The terms and language in the data management industry have not been set. It is a fluid industry and as technology advances and capabilities increase, so does the vocabulary. Here's a breakdown of each principle:
Findable. Metadata and data should be easy to find for computers and humans alike. To achieve this, each data point should be assigned a unique and clear identifier, should be searchable and relatively easy to find, and metadata should include the identifier of the data it describes.
Accessible. Having put in the requirements to make the data findable, the user should now be able to access data and metadata by their identifier using a communications protocol. This should be open and allow for an authentication procedure if necessary. And metadata should be accessible even when the data is no longer available.
Interoperable. The data needs to be able to be integrated with other data. Also, data must be formatted such that it can be stored, analyzed and processed by multiple applications, not just the one that created it. Metadata and data should use an accessible and broadly applicable language for representation and be described with references to others so it is possible to understand the relations between data.
Reusable. Metadata and data should be well-described enough to permit replication with accurate and relevant attributes and be released with a usage license.
Behind these four pillars of FAIR data management is the goal of making data more broadly available for researchers to take larges sets of historic data and apply them to new questions and studies.
FAIR lessons for the enterprise
Enterprises have a lot to learn from FAIR data principles. The scientific community turned to this approach to increase the availability of data for research and encourage cooperation for the benefit of all. The hope is to gain more insights from existing data by allowing similar studies access to previously gathered and saved data.
Though this isn't necessarily an application that is viable in a cross-business environment where competition reigns supreme and insights are not generally shared, the ability to open silos and create a wider use of data within an organization is valuable. Along with this, the other aspects of FAIR can be constructively implemented in the enterprise.
Findability and accessibility require the elimination of silos within an organization. This opens data access by permitting all departments to collaboratively work on all data taken in by the organization.

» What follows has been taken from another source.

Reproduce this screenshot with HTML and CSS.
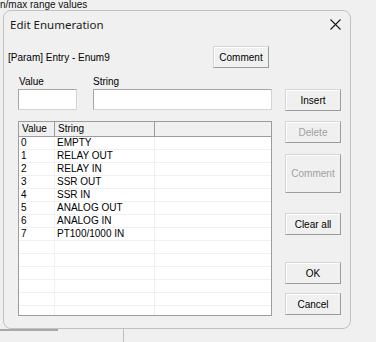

Working on interoperability and reusability can improve data's lifespan by keeping data gathered useful and adaptable.
Difficulties with adopting FAIR
FAIR data principles are relatively straightforward, but application can be a difficult process. Commitment to FAIR data management requires widespread buy-in from the organization, but even this can't ease the burden completely.
"The key problem is people need to understand data, the dynamics, the content of data and how can it be efficiently reused in the process of the lifecycle of a product," Blattmann said.
Data literacy is crucial to understanding how best to implement FAIR, according to Blattmann. Without an understanding of data, nothing can be done properly.
Legacy data especially can be an obstacle for organizations looking to alter their data practices. FAIR data principles emphasize open access to data and a holistic approach to management. This has not historically been the approach to data within organizations. Legacy data can be unstructured, not consistently tagged or lack common terminology, making it difficult to find and access. Transitioning legacy data to the FAIR principles requires restructuring and oftentimes tearing down old systems while ensuring organizational harmony.
Associate professor at Virginia Commonwealth University Peter Aiken noted that engineers were inventing this technology as it became necessary. But few people built systems with a holistic view of enterprise data in mind, which created silos that remain difficult for many organizations to tear down.
"Nobody since then has been willing to take the time to eliminate what we call the data debt that occurs around all of this," Aiken said.
This data debt occurs when data is improperly handled because of either poor data management practices or lack of understanding. Without committing to going back and solving these issues from years past, organizations won't get what they need out of their data.